Creating an accurate film budget is an essential part of the preproduction process for independent filmmakers. If you’re a filmmaker or line producer working on your film's budget, Spike Lee has some useful tips to ensure that you use your finances wisely.

  1. Set realistic expectations. Spike's first feature film script coming out of film school was School Daze, but he knew that movie would cost at least $4 million to make. "At that point as a filmmaker, I was not going to get the money, so I had to put it on the shelf," Spike says. Instead he made the low-budget film She's Gotta Have It for $175,0000, and afterwards he used his new Hollywood credibility to raise the $4 million needed to make School Daze. The lesson? If you write a script that you can’t realistically shoot at this moment, shelve it until you can raise the money needed to make it. Or, be ready to make compromises that will allow you to make the film for a realistic amount of money. For example, if your film requires expensive visual effects, you could reduce your postproduction budget by thinking of cheap, creative ways to use practical special effects instead.
  2. Study films with similar budgets. "Young filmmakers really don't have the money to have someone do a budget for them. A lot of stuff you've just gotta learn on your own," Spike says. To figure out your film production costs, he recommends seeking out copies of budget breakdowns from other directors who have made movies for an amount of money similar to what you can raise.
  3. Consider asking cast and crew to work on deferred payments. "As a young filmmaker, the biggest way to cut costs is to pay people on deferments,” Spike says. “It's not something that I like to do when I start out, but if you have little money, you have to try to put the money on the screen." Spike does acknowledge that this type of agreement requires a great deal of trust between parties. If you’re working with people who know you, they may be willing to take a leap of faith on a project they believe in. Just make sure to put everything in writing.
  4. Provide meals and craft services. "Try not to skimp on the craft services,” Spike says. “It can be a considerable cost, but it will keep your crew happy." It’s essential to feed everyone lunch and dinner during long shoot days, with snacks in between. A little bit of attentive effort on your part can go a long way in making people feel their work is appreciated.
  5. Have weather-resistant alternate locations available. "You have to always keep some locations in your back pocket so if it rains, you can go indoors,” Spike says. Losing a shooting day due to inclement weather is a big blow to an independent film budget. Instead, be prepared with a cover set, which is essentially an alternate location. Extra places to film in case of unforeseen circumstances can save your day and keep your shooting schedule and your budget on track.

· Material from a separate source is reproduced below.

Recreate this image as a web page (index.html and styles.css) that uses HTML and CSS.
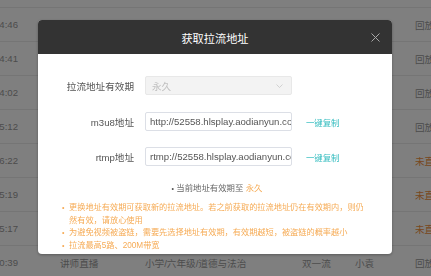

  6. Embrace crowdfunding. When making Malcolm X, Spike knew he wasn’t going to have the money to finish the film. When the crew inevitably ran out of funds and the studio stopped production, Spike asked prominent, wealthy members of the Black community for donations to help him get the film made. Early screenings of the film, combined with the heavily publicized financial support, convinced Warner Brothers to restart production. Spike even put his fee for making the film back into the budget. Spike’s experience is a reminder that no matter how established you are, or how big of a studio is funding your film, you may still have to pound the pavement to raise more money. Crowdfunding is not only a revenue source, but it also puts your film on the radar of sales agents and investors, and it serves as a proof of concept to potential buyers.